Emma Segal, the official go-with gal. She has never needed more of a pitch than “Will you come to dinner Friday?” (Unlike that lousy Jesse Brown, who wants to know what’s on the menu before he says yes.)

My produce supplier, Pots, and my butcher, Peter, have helped put good food on the table.

Dr. Laura Adams (I’m certain that Laura will have finished her PhD by the time this sees print) was the one who famously, and scientifically, decreed, “Girls like napkins.”

Thanks to Sandy Butts, esq., for letting me steal a line.

Kathryn Borel, for everything. If I ever got one break in this life, Kathryn gave it to me.

Now I’m getting all Sammy Maudlin, but if it weren’t for Max Mandel showing me how to be a freelancer, I don’t know that I would have figured out how to work from home, how to discipline myself. Mostly Max is an inspiration, for never pursuing that orchestra job.

Not only did Sarah Polley write a lovely introduction, but if it weren’t for her, I would not have lost my virginity.

My unofficial helpers: Jonathan Goldsbie and Brigitte Noel. Brigitte has done fantastic work as a research assistant. If anyone at Anansi is impressed with the background material I presented, that was all Brigitte. Goldsbie, friend to many, enemy to many more, could be called the casting agent for Fed. As a dinner guest, he always knows when to talk and when to listen.

Mika Bareket talked me into teaching the class at her store, Good Egg. I think she also maybe whispered into the ear of Anansi publisher Sarah MacLachlan that this would be a neat book. And the good people of Anansi have been nothing but supportive the whole way.

Mark Medley might look like a rumpled muppet, but he is a gracious fountain of information and advice about the publishing industry, of which I knew nothing before starting this project.

I have never met Steve Murray, who illustrated these pages. But I make this promise to you, dear reader. I will hunt Mr. Murray. I will eat his flesh and destroy every record of his existence except for this book, making it a rare collector’s item.

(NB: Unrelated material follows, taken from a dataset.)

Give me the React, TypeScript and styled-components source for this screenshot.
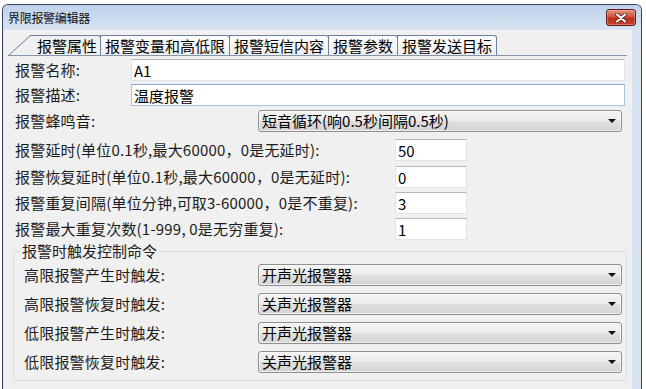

Book writing is vastly different from newspaper writing, where the facts must be at the top and there is no space for stray thoughts. Jared Bland, who I suspect had more to do with this book than I yet know, steered me through this temporal shift, coaxing me to take my time, at first with directions such as “Corey, I feel like this chapter begins a little abruptly. Could you take a go at a slightly more luxurious introductory paragraph?” By the time we got to the end it was just, “Need intro.” Two of life’s greatest extravagances are colleagues who take the time to explain things properly and the shorthand that develops once you understand each other.